Exercise task: Transcribe the whole listing without a single picture.
BEGIN Dataset extract
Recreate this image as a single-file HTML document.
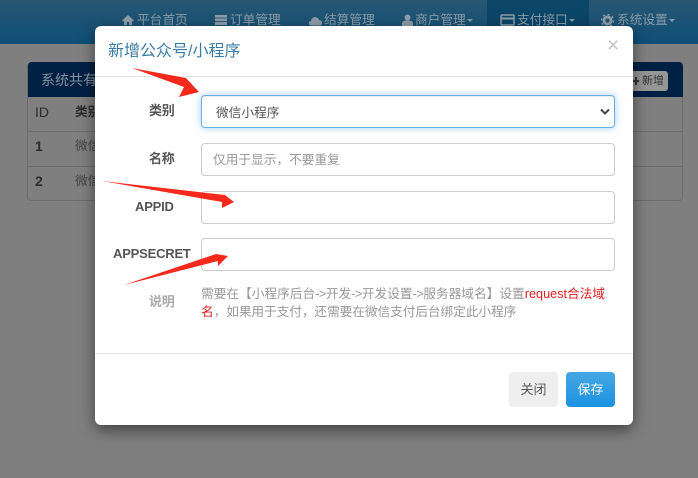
<!DOCTYPE html>
<html><head><meta charset="utf-8"><style>
html,body{margin:0;padding:0;width:698px;height:478px;overflow:hidden;background:#7f7f7f}
body{position:relative;font-family:"Liberation Sans","Noto Sans CJK SC",sans-serif;font-size:12.7px;color:#555}
.a{position:absolute;white-space:nowrap}
.nav{left:0;top:0;width:698px;height:44px;background:linear-gradient(#285672,#0e4f77)}
.act{left:487px;top:0;width:102px;height:44px;background:#0b4568}
.n{top:12px;font-size:12.7px;line-height:16px;color:#8b9ca8}
.c{top:19px;width:0;height:0;border-left:3px solid transparent;border-right:3px solid transparent;border-top:3px solid #8b9ca8}
.modal{left:95px;top:26px;width:538px;height:399px;background:#fff;border-radius:6px;box-shadow:0 5px 15px rgba(0,0,0,.5)}
.f{left:201px;width:412px;height:31px;border:1px solid #ccc;border-radius:4px;background:#fff}
.l{font-weight:bold;line-height:18px;color:#555;font-size:13px;letter-spacing:-.2px}
.s{letter-spacing:-.5px}
</style></head><body>
<div class="a nav"></div><div class="a act"></div>
<svg class="a" style="left:121px;top:14px" width="14" height="12" viewBox="0 0 14 12"><path d="M7 1 1 6.500 2 7.500 3 6.700V11H6V8H8V11H11V6.700L12 7.500 13 6.500Z" fill="#8d9da8"/></svg>
<div class="a n" style="left:137px">平台首页</div>
<svg class="a" style="left:214px;top:14px" width="14" height="12"><path d="M1 1H13V11H1Z" fill="#8d9da8"/><path d="M1 4H13M1 7.500H13" stroke="#2a6080"/></svg>
<div class="a n" style="left:230px">订单管理</div>
<svg class="a" style="left:308px;top:15px" width="15" height="11"><path d="M3 10.500C0 10.500 0 6 3 6 3.500 1 10 1 11 5 15 5 15 10.500 12 10.500Z" fill="#8d9da8"/></svg>
<div class="a n" style="left:324px">结算管理</div>
<svg class="a" style="left:402px;top:14px" width="11" height="12"><circle cx="5.500" cy="3.500" r="3" fill="#8d9da8"/><path d="M0 12V9C0 7 3 6.500 5.500 6.500S11 7 11 9V12Z" fill="#8d9da8"/></svg>
<div class="a n" style="left:415px">商户管理</div><div class="a c" style="left:467px"></div>
<svg class="a" style="left:500px;top:14px" width="15" height="12"><rect x="1" y="1" width="13" height="10" rx="1" fill="none" stroke="#8d9da8" stroke-width="1.500"/><path d="M1 4.500H14" stroke="#8d9da8" stroke-width="2"/></svg>
<div class="a n" style="left:517px">支付接口</div><div class="a c" style="left:569px"></div>
<svg class="a" style="left:601px;top:14px" width="13" height="13"><circle cx="6.500" cy="6.500" r="3.500" fill="none" stroke="#8d9da8" stroke-width="3"/><circle cx="6.500" cy="6.500" r="6" fill="none" stroke="#8d9da8" stroke-width="1.500" stroke-dasharray="2 2.700"/></svg>
<div class="a n" style="left:617px">系统设置</div><div class="a c" style="left:669px"></div>

<div class="a" style="left:27px;top:62px;width:656px;height:139px;border:1px solid #6c6c6c;border-radius:4px;box-sizing:border-box"></div>
<div class="a" style="left:28px;top:62px;width:655px;height:35px;background:#002044;border-radius:4px 4px 0 0"></div>
<div class="a" style="left:41px;top:71px;color:#85929e;font-size:14px;line-height:18px">系统共有</div>
<div class="a" style="left:28px;top:131px;width:654px;height:1px;background:#6c6c6c"></div>
<div class="a" style="left:28px;top:166px;width:654px;height:1px;background:#6c6c6c"></div>
<div class="a" style="left:35px;top:103px;color:#2c2c2c;font-size:14px;line-height:18px">ID</div>
<div class="a" style="left:75px;top:103px;color:#2c2c2c;font-weight:bold;line-height:18px">类别</div>
<div class="a" style="left:35px;top:137px;color:#2c2c2c;font-weight:bold;font-size:14px;line-height:18px">1</div>
<div class="a" style="left:75px;top:137px;color:#444;line-height:18px">微信</div>
<div class="a" style="left:35px;top:172px;color:#2c2c2c;font-weight:bold;font-size:14px;line-height:18px">2</div>
<div class="a" style="left:75px;top:172px;color:#444;line-height:18px">微信</div>
<div class="a" style="left:630px;top:71px;width:38px;height:20px;background:#969696;border-radius:3px;color:#333;font-size:11px;line-height:20px;text-indent:12px">新增</div>
<div class="a" style="left:633px;top:80px;width:6px;height:2px;background:#333"></div>
<div class="a" style="left:635px;top:77px;width:2px;height:8px;background:#333"></div>

<div class="a modal"></div>
<div class="a" style="left:108px;top:42px;font-size:16px;line-height:20px;color:#3a7ca5">新增公众号/小程序</div>
<div class="a" style="left:607px;top:36px;font-size:21px;line-height:20px;color:#c8c8c8">×</div>
<div class="a" style="left:95px;top:76px;width:538px;height:1px;background:#e5e5e5"></div>

<div class="a l" style="left:149px;top:102px">类别</div>
<div class="a f" style="top:95px;border-color:#66afe9;box-shadow:inset 0 1px 1px rgba(0,0,0,.075),0 0 8px rgba(102,175,233,.6)"></div>
<div class="a" style="left:216px;top:104px;line-height:18px;color:#555">微信小程序</div>
<svg class="a" style="left:599px;top:108px" width="12" height="8"><path d="M2 1.500 6 5.500 10 1.500" fill="none" stroke="#444" stroke-width="2"/></svg>

<div class="a l" style="left:149px;top:150px">名称</div>
<div class="a f" style="top:143px"></div>
<div class="a" style="left:213px;top:151px;line-height:18px;color:#999">仅用于显示，不要重复</div>

<div class="a l" style="left:135px;top:198px">APPID</div>
<div class="a f" style="top:191px"></div>
<div class="a l" style="left:113px;top:245px">APPSECRET</div>
<div class="a f" style="top:238px"></div>

<div class="a l" style="left:149px;top:293px;color:#aaa">说明</div>
<div class="a" style="left:201px;top:285px;line-height:18px;color:#999">需要在【小程序后台<span class="s">-&gt;</span>开发<span class="s">-&gt;</span>开发设置<span class="s">-&gt;</span>服务器域名】设置<span style="color:#e02020">request合法域</span></div>
<div class="a" style="left:201px;top:303px;line-height:18px;color:#999;letter-spacing:-.08px"><span style="color:#e02020">名</span>，如果用于支付，还需要在微信支付后台绑定此小程序</div>

<div class="a" style="left:95px;top:353px;width:538px;height:1px;background:#e5e5e5"></div>
<div class="a" style="left:509px;top:372px;width:49px;height:35px;background:#eee;border-radius:4px;text-align:center;line-height:35px;font-size:13px;color:#555">关闭</div>
<div class="a" style="left:566px;top:372px;width:49px;height:35px;background:linear-gradient(#47a7e3,#1b92e0);border-radius:4px;text-align:center;line-height:35px;font-size:13px;color:#fff">保存</div>

<svg class="a" style="left:0;top:0" width="698" height="478">
<polygon fill="#f5291c" points="132,68 186,78 199,92 179,97 184,87"/>
<polygon fill="#f5291c" points="102,181 225,195 234,202 222,208 222,202"/>
<polygon fill="#f5291c" points="124,285 216,254 228,256 218,266 218,261"/>
</svg>
</body></html>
END Dataset extract
Task solution:
Recreate this image as a single-file HTML document.
<!DOCTYPE html>
<html><head><meta charset="utf-8"><style>
html,body{margin:0;padding:0;width:698px;height:478px;overflow:hidden;background:#7f7f7f}
body{position:relative;font-family:"Liberation Sans","Noto Sans CJK SC",sans-serif;font-size:12.7px;color:#555}
.a{position:absolute;white-space:nowrap}
.nav{left:0;top:0;width:698px;height:44px;background:linear-gradient(#285672,#0e4f77)}
.act{left:487px;top:0;width:102px;height:44px;background:#0b4568}
.n{top:12px;font-size:12.7px;line-height:16px;color:#8b9ca8}
.c{top:19px;width:0;height:0;border-left:3px solid transparent;border-right:3px solid transparent;border-top:3px solid #8b9ca8}
.modal{left:95px;top:26px;width:538px;height:399px;background:#fff;border-radius:6px;box-shadow:0 5px 15px rgba(0,0,0,.5)}
.f{left:201px;width:412px;height:31px;border:1px solid #ccc;border-radius:4px;background:#fff}
.l{font-weight:bold;line-height:18px;color:#555;font-size:13px;letter-spacing:-.2px}
.s{letter-spacing:-.5px}
</style></head><body>
<div class="a nav"></div><div class="a act"></div>
<svg class="a" style="left:121px;top:14px" width="14" height="12" viewBox="0 0 14 12"><path d="M7 1 1 6.500 2 7.500 3 6.700V11H6V8H8V11H11V6.700L12 7.500 13 6.500Z" fill="#8d9da8"/></svg>
<div class="a n" style="left:137px">平台首页</div>
<svg class="a" style="left:214px;top:14px" width="14" height="12"><path d="M1 1H13V11H1Z" fill="#8d9da8"/><path d="M1 4H13M1 7.500H13" stroke="#2a6080"/></svg>
<div class="a n" style="left:230px">订单管理</div>
<svg class="a" style="left:308px;top:15px" width="15" height="11"><path d="M3 10.500C0 10.500 0 6 3 6 3.500 1 10 1 11 5 15 5 15 10.500 12 10.500Z" fill="#8d9da8"/></svg>
<div class="a n" style="left:324px">结算管理</div>
<svg class="a" style="left:402px;top:14px" width="11" height="12"><circle cx="5.500" cy="3.500" r="3" fill="#8d9da8"/><path d="M0 12V9C0 7 3 6.500 5.500 6.500S11 7 11 9V12Z" fill="#8d9da8"/></svg>
<div class="a n" style="left:415px">商户管理</div><div class="a c" style="left:467px"></div>
<svg class="a" style="left:500px;top:14px" width="15" height="12"><rect x="1" y="1" width="13" height="10" rx="1" fill="none" stroke="#8d9da8" stroke-width="1.500"/><path d="M1 4.500H14" stroke="#8d9da8" stroke-width="2"/></svg>
<div class="a n" style="left:517px">支付接口</div><div class="a c" style="left:569px"></div>
<svg class="a" style="left:601px;top:14px" width="13" height="13"><circle cx="6.500" cy="6.500" r="3.500" fill="none" stroke="#8d9da8" stroke-width="3"/><circle cx="6.500" cy="6.500" r="6" fill="none" stroke="#8d9da8" stroke-width="1.500" stroke-dasharray="2 2.700"/></svg>
<div class="a n" style="left:617px">系统设置</div><div class="a c" style="left:669px"></div>

<div class="a" style="left:27px;top:62px;width:656px;height:139px;border:1px solid #6c6c6c;border-radius:4px;box-sizing:border-box"></div>
<div class="a" style="left:28px;top:62px;width:655px;height:35px;background:#002044;border-radius:4px 4px 0 0"></div>
<div class="a" style="left:41px;top:71px;color:#85929e;font-size:14px;line-height:18px">系统共有</div>
<div class="a" style="left:28px;top:131px;width:654px;height:1px;background:#6c6c6c"></div>
<div class="a" style="left:28px;top:166px;width:654px;height:1px;background:#6c6c6c"></div>
<div class="a" style="left:35px;top:103px;color:#2c2c2c;font-size:14px;line-height:18px">ID</div>
<div class="a" style="left:75px;top:103px;color:#2c2c2c;font-weight:bold;line-height:18px">类别</div>
<div class="a" style="left:35px;top:137px;color:#2c2c2c;font-weight:bold;font-size:14px;line-height:18px">1</div>
<div class="a" style="left:75px;top:137px;color:#444;line-height:18px">微信</div>
<div class="a" style="left:35px;top:172px;color:#2c2c2c;font-weight:bold;font-size:14px;line-height:18px">2</div>
<div class="a" style="left:75px;top:172px;color:#444;line-height:18px">微信</div>
<div class="a" style="left:630px;top:71px;width:38px;height:20px;background:#969696;border-radius:3px;color:#333;font-size:11px;line-height:20px;text-indent:12px">新增</div>
<div class="a" style="left:633px;top:80px;width:6px;height:2px;background:#333"></div>
<div class="a" style="left:635px;top:77px;width:2px;height:8px;background:#333"></div>

<div class="a modal"></div>
<div class="a" style="left:108px;top:42px;font-size:16px;line-height:20px;color:#3a7ca5">新增公众号/小程序</div>
<div class="a" style="left:607px;top:36px;font-size:21px;line-height:20px;color:#c8c8c8">×</div>
<div class="a" style="left:95px;top:76px;width:538px;height:1px;background:#e5e5e5"></div>

<div class="a l" style="left:149px;top:102px">类别</div>
<div class="a f" style="top:95px;border-color:#66afe9;box-shadow:inset 0 1px 1px rgba(0,0,0,.075),0 0 8px rgba(102,175,233,.6)"></div>
<div class="a" style="left:216px;top:104px;line-height:18px;color:#555">微信小程序</div>
<svg class="a" style="left:599px;top:108px" width="12" height="8"><path d="M2 1.500 6 5.500 10 1.500" fill="none" stroke="#444" stroke-width="2"/></svg>

<div class="a l" style="left:149px;top:150px">名称</div>
<div class="a f" style="top:143px"></div>
<div class="a" style="left:213px;top:151px;line-height:18px;color:#999">仅用于显示，不要重复</div>

<div class="a l" style="left:135px;top:198px">APPID</div>
<div class="a f" style="top:191px"></div>
<div class="a l" style="left:113px;top:245px">APPSECRET</div>
<div class="a f" style="top:238px"></div>

<div class="a l" style="left:149px;top:293px;color:#aaa">说明</div>
<div class="a" style="left:201px;top:285px;line-height:18px;color:#999">需要在【小程序后台<span class="s">-&gt;</span>开发<span class="s">-&gt;</span>开发设置<span class="s">-&gt;</span>服务器域名】设置<span style="color:#e02020">request合法域</span></div>
<div class="a" style="left:201px;top:303px;line-height:18px;color:#999;letter-spacing:-.08px"><span style="color:#e02020">名</span>，如果用于支付，还需要在微信支付后台绑定此小程序</div>

<div class="a" style="left:95px;top:353px;width:538px;height:1px;background:#e5e5e5"></div>
<div class="a" style="left:509px;top:372px;width:49px;height:35px;background:#eee;border-radius:4px;text-align:center;line-height:35px;font-size:13px;color:#555">关闭</div>
<div class="a" style="left:566px;top:372px;width:49px;height:35px;background:linear-gradient(#47a7e3,#1b92e0);border-radius:4px;text-align:center;line-height:35px;font-size:13px;color:#fff">保存</div>

<svg class="a" style="left:0;top:0" width="698" height="478">
<polygon fill="#f5291c" points="132,68 186,78 199,92 179,97 184,87"/>
<polygon fill="#f5291c" points="102,181 225,195 234,202 222,208 222,202"/>
<polygon fill="#f5291c" points="124,285 216,254 228,256 218,266 218,261"/>
</svg>
</body></html>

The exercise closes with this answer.